* BEGIN Source material *

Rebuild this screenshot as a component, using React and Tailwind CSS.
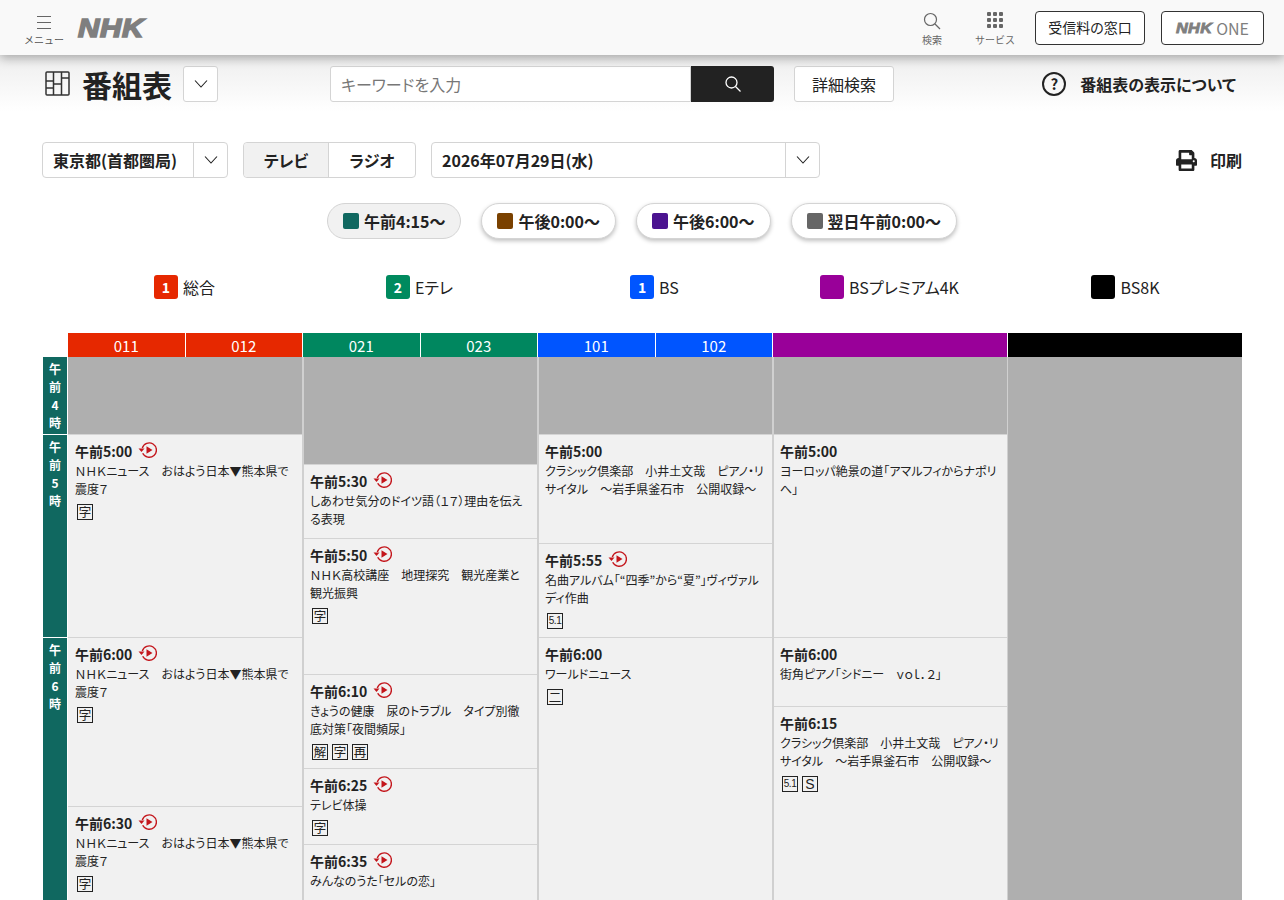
import React from 'react';
import { FaPrint } from 'react-icons/fa';

const F = "font-['Noto_Sans_CJK_JP','Noto_Sans',sans-serif] [font-feature-settings:'palt']";

function Replay() {
  return (
    <svg width="19" height="18" viewBox="0 0 19 18" fill="none" className="mb-[2px] shrink-0">
      <path d="M4.300 7a7.200 7.200 0 1 1 .4 5.200" stroke="#c4161c" strokeWidth="1.400" />
      <path d="M.5 7.600h6L3.500 11z" fill="#c4161c" />
      <path d="M8.500 5.200v7.600l6-3.800z" fill="#c4161c" />
    </svg>
  );
}

function Chevron() {
  return (
    <svg width="16" height="10" viewBox="0 0 16 10" fill="none">
      <path d="M2 1.500l6 6.500 6-6.500" stroke="#222" strokeWidth="1.100" />
    </svg>
  );
}

function Tag({ t }) {
  const small = t === '5.1';
  const latin = t === 'S';
  return (
    <span className={`flex h-[16px] w-[16px] items-center justify-center border border-[#222] leading-none text-[#222] ${small ? "font-['Liberation_Sans',sans-serif] text-[10px] tracking-[-0.5px]" : latin ? "font-['Liberation_Sans',sans-serif] text-[14px]" : 'text-[12.500px]'}`}>
      {t}
    </span>
  );
}

function Program({ time, title, tags = [], replay, h, first }) {
  return (
    <div className={`${h} overflow-hidden border-t border-[#d4d4d4] bg-[#f1f1f1] pr-[6px] pt-[5px] ${first ? 'pl-[7px]' : 'pl-[6px]'}`}>
      <div className="flex h-[22px] items-center gap-[6px]">
        <span className="text-[14px] font-bold leading-none text-[#222]">{time}</span>
        {replay && <Replay />}
      </div>
      <p className="text-[12px] leading-[18px] text-[#222]">{title}</p>
      {tags.length > 0 && (
        <div className="mt-[6px] flex gap-[4px] pl-[2px]">
          {tags.map((t, i) => <Tag key={i} t={t} />)}
        </div>
      )}
    </div>
  );
}

const news = 'ＮＨＫニュース　おはよう日本▼熊本県で震度７';
const classic = 'クラシック倶楽部　小井土文哉　ピアノ・リサイタル　～岩手県釜石市　公開収録～';

const cols = [
  {
    gray: 'h-[77px]',
    items: [
      { time: '午前5:00', title: news, tags: ['字'], replay: true, h: 'h-[203px]' },
      { time: '午前6:00', title: news, tags: ['字'], replay: true, h: 'h-[169px]' },
      { time: '午前6:30', title: news, tags: ['字'], replay: true, h: 'h-[169px]' },
    ],
  },
  {
    gray: 'h-[107px]',
    items: [
      { time: '午前5:30', title: 'しあわせ気分のドイツ語（１７）理由を伝える表現', replay: true, h: 'h-[74px]' },
      { time: '午前5:50', title: 'ＮＨＫ高校講座　地理探究　観光産業と観光振興', tags: ['字'], replay: true, h: 'h-[136px]' },
      { time: '午前6:10', title: 'きょうの健康　尿のトラブル　タイプ別徹底対策「夜間頻尿」', tags: ['解', '字', '再'], replay: true, h: 'h-[94px]' },
      { time: '午前6:25', title: 'テレビ体操', tags: ['字'], replay: true, h: 'h-[76px]' },
      { time: '午前6:35', title: 'みんなのうた「セルの恋」', replay: true, h: 'h-[100px]' },
    ],
  },
  {
    gray: 'h-[77px]',
    items: [
      { time: '午前5:00', title: classic, h: 'h-[109px]' },
      { time: '午前5:55', title: '名曲アルバム「“四季”から“夏”」ヴィヴァルディ作曲', tags: ['5.1'], replay: true, h: 'h-[94px]' },
      { time: '午前6:00', title: 'ワールドニュース', tags: ['二'], h: 'h-[338px]' },
    ],
  },
  {
    gray: 'h-[77px]',
    items: [
      { time: '午前5:00', title: 'ヨーロッパ絶景の道「アマルフィからナポリへ」', h: 'h-[203px]' },
      { time: '午前6:00', title: '街角ピアノ「シドニー　ｖｏｌ．２」', h: 'h-[69px]' },
      { time: '午前6:15', title: classic, tags: ['5.1', 'S'], h: 'h-[269px]' },
    ],
  },
];

function Nhk({ cls }) {
  return (
    <span className={`inline-block origin-left font-['Liberation_Sans',sans-serif] font-bold italic ${cls}`}>NHK</span>
  );
}

function Pill({ color, label, active }) {
  return (
    <div className={`flex h-[36px] items-center gap-[5px] rounded-full border border-[#d4d4d4] px-[15px] text-[16px] font-bold text-[#222] ${active ? 'bg-[#f1f1f1]' : 'bg-white shadow-[0_2px_4px_rgba(0,0,0,0.25)]'}`}>
      <span className={`h-[16px] w-[16px] rounded-[2px] ${color}`} />
      {label}
    </div>
  );
}

function Legend({ n, color, label, cls = '' }) {
  return (
    <div className={`flex w-[235px] items-center justify-center gap-[5px] text-[16px] text-[#222] ${cls}`}>
      <span className={`flex h-[24px] w-[24px] items-center justify-center rounded-[3px] text-[14px] font-bold text-white ${color}`}>{n}</span>
      {label}
    </div>
  );
}

export default function App() {
  return (
    <div className={`${F} h-[900px] overflow-hidden bg-white`}>
      <header className="relative z-10 flex h-[55px] items-center justify-between bg-[#f9f9f9] pl-[24px] pr-[20px] shadow-[0_3px_10px_rgba(0,0,0,0.3)]">
        <div className="flex items-center gap-[14px]">
          <div className="flex flex-col items-center pt-[6px]">
            <svg width="16" height="15" viewBox="0 0 16 15" fill="none" stroke="#666" strokeWidth="1.100">
              <path d="M1 1.500h14M1 7.500h14M1 13.500h14" />
            </svg>
            <span className="mt-[3px] text-[10px] leading-[14px] text-[#555] [font-feature-settings:normal]">メニュー</span>
          </div>
          <Nhk cls="scale-x-[1.14] text-[26px] leading-none tracking-[0.5px] text-[#7f7f7f] [-webkit-text-stroke:1.600px_#7f7f7f]" />
        </div>
        <div className="flex items-center">
          <div className="flex w-[40px] flex-col items-center pt-[3px]">
            <svg width="18" height="18" viewBox="0 0 18 18" fill="none" stroke="#666" strokeWidth="1.200">
              <circle cx="7.500" cy="7.500" r="6" />
              <path d="M12 12l5 5" />
            </svg>
            <span className="mt-[3px] text-[10px] leading-[14px] text-[#666]">検索</span>
          </div>
          <div className="ml-[23px] flex w-[40px] flex-col items-center pt-[3px]">
            <svg width="16" height="16" viewBox="0 0 16 16" fill="#666">
              {[0, 6, 12].map((y) => [0, 6, 12].map((x) => <rect key={`${x}${y}`} x={x} y={y} width="4" height="4" rx="1" />))}
            </svg>
            <span className="mt-[5px] whitespace-nowrap text-[10px] leading-[14px] text-[#666] [font-feature-settings:normal]">サービス</span>
          </div>
          <div className="ml-[20px] flex h-[34px] w-[110px] items-center justify-center rounded-[4px] border border-[#333] bg-white text-[14px] text-[#222]">受信料の窓口</div>
          <div className="ml-[16px] flex h-[34px] w-[103px] items-center justify-center rounded-[4px] border border-[#333] bg-white text-[16px] text-[#7f7f7f]">
            <Nhk cls="mr-[9px] scale-x-[1.16] text-[14px] leading-none tracking-[0.3px] [-webkit-text-stroke:0.800px_#7f7f7f]" />
            ONE
          </div>
        </div>
      </header>

      <div className="flex h-[57px] items-center bg-gradient-to-b from-[#eeeeee] to-[#ffffff] pl-[45px] pr-[48px]">
        <svg width="25" height="25" viewBox="0 0 25 25" fill="none" stroke="#333" strokeWidth="1.500">
          <rect x="1" y="1" width="23" height="23" rx="1" />
          <path d="M8.500 1v23M16.500 1v23M1 10h7.500M1 17h7.500M8.500 13h8M16.500 7h7.500" />
        </svg>
        <h1 className="ml-[12px] text-[30px] font-bold leading-none text-[#222] [font-feature-settings:normal]">番組表</h1>
        <div className="ml-[11px] flex h-[36px] w-[35px] items-center justify-center rounded-[3px] border border-[#d4d4d4] bg-white"><Chevron /></div>
        <div className="ml-[112px] flex h-[36px] w-[444px]">
          <div className="flex flex-1 items-center rounded-l-[3px] border border-[#d4d4d4] bg-white pl-[10px] text-[16px] text-[#777]">キーワードを入力</div>
          <div className="flex w-[83px] items-center justify-center rounded-r-[3px] bg-[#222]">
            <svg width="18" height="18" viewBox="0 0 18 18" fill="none" stroke="#fff" strokeWidth="1.300">
              <circle cx="7.500" cy="7.500" r="5.500" />
              <path d="M11.500 11.500l5 5" />
            </svg>
          </div>
        </div>
        <div className="ml-[20px] flex h-[36px] w-[100px] items-center justify-center rounded-[3px] border border-[#d4d4d4] bg-white text-[16px] text-[#222]">詳細検索</div>
        <div className="ml-auto flex items-center gap-[14px] text-[16px] font-bold text-[#222]">
          <span className="flex h-[24px] w-[24px] items-center justify-center rounded-full border-2 border-[#222] text-[15px] font-bold leading-none">?</span>
          番組表の表示について
        </div>
      </div>

      <div className="mt-[30px] flex h-[36px] items-center px-[42px]">
        <div className="flex h-[36px] w-[186px] rounded-[4px] border border-[#d4d4d4]">
          <div className="flex flex-1 items-center pl-[10px] text-[16px] font-bold text-[#222]">東京都(首都圏局)</div>
          <div className="flex w-[34px] items-center justify-center border-l border-[#d4d4d4]"><Chevron /></div>
        </div>
        <div className="ml-[15px] flex h-[36px] w-[173px] rounded-[4px] border border-[#d4d4d4] text-[16px] font-bold text-[#222]">
          <div className="flex w-[85px] items-center justify-center rounded-l-[4px] border-r border-[#d4d4d4] bg-[#f1f1f1]">テレビ</div>
          <div className="flex flex-1 items-center justify-center">ラジオ</div>
        </div>
        <div className="ml-[15px] flex h-[36px] w-[389px] rounded-[4px] border border-[#d4d4d4]">
          <div className="flex flex-1 items-center pl-[10px] text-[16px] font-bold text-[#222]">2026年07月29日(水)</div>
          <div className="flex w-[34px] items-center justify-center border-l border-[#d4d4d4]"><Chevron /></div>
        </div>
        <div className="ml-auto flex items-center gap-[13px] text-[16px] font-bold text-[#222]">
          <FaPrint size={21} color="#222" />
          印刷
        </div>
      </div>

      <div className="mt-[25px] flex justify-center gap-[20px]">
        <Pill color="bg-[#106860]" label="午前4:15～" active />
        <Pill color="bg-[#7a4100]" label="午後0:00～" />
        <Pill color="bg-[#4b1390]" label="午後6:00～" />
        <Pill color="bg-[#666666]" label="翌日午前0:00～" />
      </div>

      <div className="mt-[36px] flex pl-[67px]">
        <Legend n="1" color="bg-[#e62800]" label="総合" />
        <Legend n="2" color="bg-[#008a5e]" label="Eテレ" />
        <Legend n="1" color="bg-[#0055ff]" label="BS" />
        <Legend n="" color="bg-[#990099]" label="BSプレミアム4K" />
        <Legend n="" color="bg-black" label="BS8K" cls="ml-[1px]" />
      </div>

      <div className="mt-[34px] pl-[43px] pr-[42px]">
        <div className="ml-[25px] grid h-[24px] grid-cols-[235px_235px_235px_235px_1fr] text-[15px] text-white">
          {[['011', '012', 'bg-[#e62800]'], ['021', '023', 'bg-[#00875f]'], ['101', '102', 'bg-[#0055ff]']].map(([a, b, c]) => (
            <div key={a} className="border-r border-white">
              <div className={`flex h-full ${c}`}>
                <span className="flex-1 text-center leading-[25px]">{a}</span>
                <span className="flex-1 border-l border-white text-center leading-[25px]">{b}</span>
              </div>
            </div>
          ))}
          <div className="border-r border-white"><div className="h-full bg-[#990099]" /></div>
          <div className="bg-black" />
        </div>
        <div className="flex">
          <div className="flex w-[25px] shrink-0 flex-col gap-[1px] pr-[1px] text-center text-[12px] font-bold leading-[18px] text-white">
            {[['4', 'h-[77px]'], ['5', 'h-[202px]'], ['6', 'h-[300px]']].map(([n, h]) => (
              <div key={n} className={`${h} bg-[#106860] pt-[3px]`}>
                <div>午</div><div>前</div><div>{n}</div><div>時</div>
              </div>
            ))}
          </div>
          <div className="grid flex-1 grid-cols-[235px_235px_235px_235px_1fr]">
            {cols.map((c, i) => (
              <div key={i} className={`border-r border-[#d0d0d0] ${i > 0 ? 'border-l' : ''}`}>
                <div className={`${c.gray} bg-[#afafaf]`} />
                {c.items.map((p, j) => <Program key={j} first={i === 0} {...p} />)}
              </div>
            ))}
            <div className="h-[600px] bg-[#afafaf]" />
          </div>
        </div>
      </div>
    </div>
  );
}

* END Source material *

- _Problem description_
Write out again exactly the lines from the start of the data above through the line containing "const classic = 'クラシック倶楽部　小井土文哉　ピアノ・リサイタル　～岩手県釜石市　公開収録～';", inclusive, excluding any pictures.

- _Written answer_
Rebuild this screenshot as a component, using React and Tailwind CSS.
import React from 'react';
import { FaPrint } from 'react-icons/fa';

const F = "font-['Noto_Sans_CJK_JP','Noto_Sans',sans-serif] [font-feature-settings:'palt']";

function Replay() {
  return (
    <svg width="19" height="18" viewBox="0 0 19 18" fill="none" className="mb-[2px] shrink-0">
      <path d="M4.300 7a7.200 7.200 0 1 1 .4 5.200" stroke="#c4161c" strokeWidth="1.400" />
      <path d="M.5 7.600h6L3.500 11z" fill="#c4161c" />
      <path d="M8.500 5.200v7.600l6-3.800z" fill="#c4161c" />
    </svg>
  );
}

function Chevron() {
  return (
    <svg width="16" height="10" viewBox="0 0 16 10" fill="none">
      <path d="M2 1.500l6 6.500 6-6.500" stroke="#222" strokeWidth="1.100" />
    </svg>
  );
}

function Tag({ t }) {
  const small = t === '5.1';
  const latin = t === 'S';
  return (
    <span className={`flex h-[16px] w-[16px] items-center justify-center border border-[#222] leading-none text-[#222] ${small ? "font-['Liberation_Sans',sans-serif] text-[10px] tracking-[-0.5px]" : latin ? "font-['Liberation_Sans',sans-serif] text-[14px]" : 'text-[12.500px]'}`}>
      {t}
    </span>
  );
}

function Program({ time, title, tags = [], replay, h, first }) {
  return (
    <div className={`${h} overflow-hidden border-t border-[#d4d4d4] bg-[#f1f1f1] pr-[6px] pt-[5px] ${first ? 'pl-[7px]' : 'pl-[6px]'}`}>
      <div className="flex h-[22px] items-center gap-[6px]">
        <span className="text-[14px] font-bold leading-none text-[#222]">{time}</span>
        {replay && <Replay />}
      </div>
      <p className="text-[12px] leading-[18px] text-[#222]">{title}</p>
      {tags.length > 0 && (
        <div className="mt-[6px] flex gap-[4px] pl-[2px]">
          {tags.map((t, i) => <Tag key={i} t={t} />)}
        </div>
      )}
    </div>
  );
}

const news = 'ＮＨＫニュース　おはよう日本▼熊本県で震度７';
const classic = 'クラシック倶楽部　小井土文哉　ピアノ・リサイタル　～岩手県釜石市　公開収録～';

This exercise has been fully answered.